Honorable Mentions: Eastern Kentucky over Miami, 72-44; Northern Arizona over Saint Mary’s, 73-71; Arkansas-Pine Bluff over Houston, 61-56; Lehigh over Arizona State, 84-81
O26 Dunk of the Week
Josh Adams – Wyoming. Seems like every week’s Dunk of the Week comes out of Laramie, which kind of makes sense when you think about it – Adams, Larry Nance Jr., Derek Cooke Jr. and Jason McManamen have all made the SportsCenter Top 10 during their Wyoming careers. At just 6’2’’, Adams might be the best dunker among them.
O26 Set Piece of the Week
Green Bay goes off-the-backboard for an ‘oop…in traffic…on purpose. This is a thing of beauty.

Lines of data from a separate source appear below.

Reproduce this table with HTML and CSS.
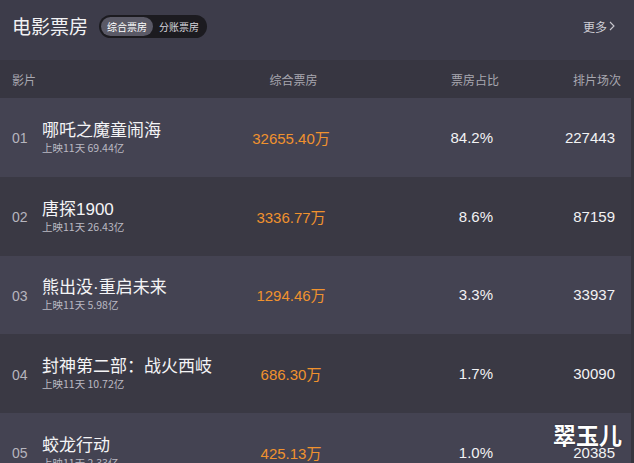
FILE: index.html
```html
<!DOCTYPE html>
<html lang="zh-CN">
<head>
    <meta charset="UTF-8">
    <meta name="viewport" content="width=device-width, initial-scale=1.0">
    <title>电影票房</title>
    <link rel="stylesheet" href="styles.css">
</head>
<body>
    <div class="top">
        <h1>电影票房</h1>
        <div class="switch">
            <span class="seg active">综合票房</span>
            <span class="seg">分账票房</span>
        </div>
        <a class="more">更多<svg width="6" height="10" viewBox="0 0 6 10"><path d="M1 1 L5 5 L1 9" fill="none" stroke="#c9c8cf" stroke-width="1.1"/></svg></a>
    </div>

    <div class="labels">
        <span class="l-name">影片</span>
        <span class="l-box">综合票房</span>
        <span class="l-right">票房占比</span>
        <span class="l-right">排片场次</span>
    </div>

    <div class="list">
        <div class="row">
            <div class="film">
                <span class="rank">01</span>
                <div class="info">
                    <p class="title">哪吒之魔童闹海</p>
                    <p class="sub">上映11天 69.44亿</p>
                </div>
            </div>
            <span class="box">32655.40万</span>
            <span class="num">84.2%</span>
            <span class="num">227443</span>
        </div>
        <div class="row">
            <div class="film">
                <span class="rank">02</span>
                <div class="info">
                    <p class="title">唐探1900</p>
                    <p class="sub">上映11天 26.43亿</p>
                </div>
            </div>
            <span class="box">3336.77万</span>
            <span class="num">8.6%</span>
            <span class="num">87159</span>
        </div>
        <div class="row">
            <div class="film">
                <span class="rank">03</span>
                <div class="info">
                    <p class="title">熊出没·重启未来</p>
                    <p class="sub">上映11天 5.98亿</p>
                </div>
            </div>
            <span class="box">1294.46万</span>
            <span class="num">3.3%</span>
            <span class="num">33937</span>
        </div>
        <div class="row">
            <div class="film">
                <span class="rank">04</span>
                <div class="info">
                    <p class="title">封神第二部：战火西岐</p>
                    <p class="sub">上映11天 10.72亿</p>
                </div>
            </div>
            <span class="box">686.30万</span>
            <span class="num">1.7%</span>
            <span class="num">30090</span>
        </div>
        <div class="row">
            <div class="film">
                <span class="rank">05</span>
                <div class="info">
                    <p class="title">蛟龙行动</p>
                    <p class="sub">上映11天 2.33亿</p>
                </div>
            </div>
            <span class="box">425.13万</span>
            <span class="num">1.0%</span>
            <span class="num">20385</span>
        </div>
    </div>

    <div class="mark">翠玉儿</div>
</body>
</html>
```

FILE: styles.css
```css
body {
    margin: 0;
    width: 634px;
    height: 463px;
    overflow: hidden;
    position: relative;
    background: #3d3c4a;
    font-family: "Liberation Sans", "Noto Sans CJK SC", sans-serif;
    color: #f2f2f4;
}
p {
    margin: 0;
}
.top {
    height: 60px;
    display: flex;
    align-items: center;
    padding: 0 19px 0 12px;
    box-sizing: border-box;
}
.top h1 {
    margin: -8px 11px 0 0;
    font-size: 19px;
    font-weight: normal;
    font-family: "Noto Sans CJK SC", sans-serif;
    line-height: 24px;
}
.switch {
    display: flex;
    padding: 2px;
    background: #1c1b20;
    border-radius: 12px;
    margin-top: -8px;
}
.seg {
    height: 19px;
    line-height: 19px;
    padding: 0 6px;
    font-size: 10px;
    font-family: "Noto Sans CJK SC", sans-serif;
    color: #d6d5dc;
    border-radius: 10px;
}
.seg.active {
    background: #5a5966;
    color: #fff;
}
.more {
    margin-left: auto;
    font-size: 12px;
    font-family: "Noto Sans CJK SC", sans-serif;
    color: #cfced5;
    display: flex;
    align-items: center;
    gap: 2px;
    margin-top: -8px;
}
.labels {
    height: 38px;
    background: #373641;
    display: grid;
    grid-template-columns: 1fr 127px 142px 122px;
    align-items: center;
    padding: 0 13px 0 12px;
    font-size: 12px;
    font-family: "Noto Sans CJK SC", sans-serif;
    color: #a8a7b0;
}
.l-box {
    text-align: center;
}
.l-right {
    text-align: right;
}
.row {
    height: 78.75px;
    display: grid;
    grid-template-columns: 1fr 120px 142px 122px;
    align-items: center;
    padding: 0 16px 0 12px;
    border-right: 3px solid #36353e;
    box-sizing: border-box;
    background: #444352;
}
.row:nth-child(even) {
    background: #3a3944;
}
.film {
    display: flex;
    align-items: center;
}
.rank {
    width: 30px;
    font-size: 14px;
    color: #b6b5be;
    margin-top: 2px;
}
.info .title {
    font-size: 17px;
    line-height: 21px;
    color: #f4f4f6;
}
.info .sub {
    font-size: 10.5px;
    line-height: 14px;
    font-family: "Noto Sans CJK SC", sans-serif;
    color: #bab9c2;
}
.box {
    text-align: center;
    font-size: 15px;
    color: #f0922e;
}
.num {
    text-align: right;
    font-size: 15px;
    color: #f2f2f4;
}
.mark {
    position: absolute;
    right: 12px;
    top: 420px;
    font-size: 23px;
    line-height: 28px;
    font-weight: bold;
    font-family: "Noto Sans CJK SC", sans-serif;
    color: #fff;
    text-shadow: 0 0 2px rgba(0, 0, 0, 0.4);
}
```
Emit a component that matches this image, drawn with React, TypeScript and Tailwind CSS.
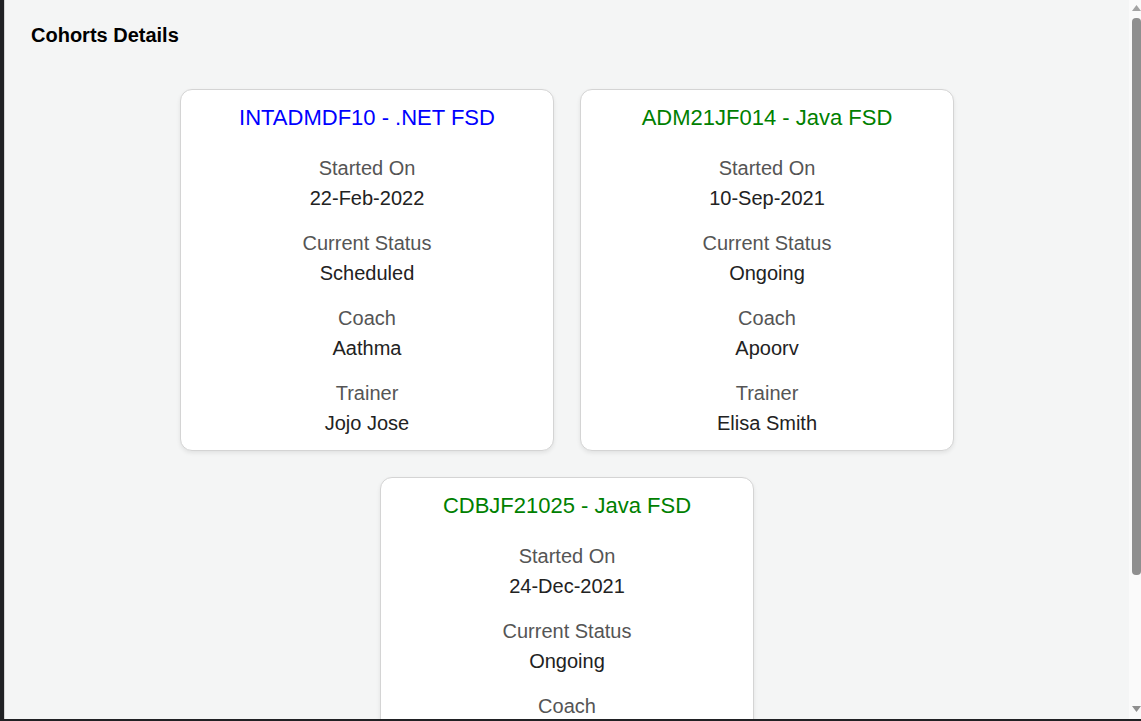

O26 Insanely Historic Offensive Outpouring of the Week
Colorado State over Denver, 85-84. What made this game so special? According to Andy Glockner, it may have been the most efficient game in the history of college basketball (or at least since 1996-97). Denver scored an incredible 1.53 points per possession, shot 17-for-31 from behind the arc…and still lost.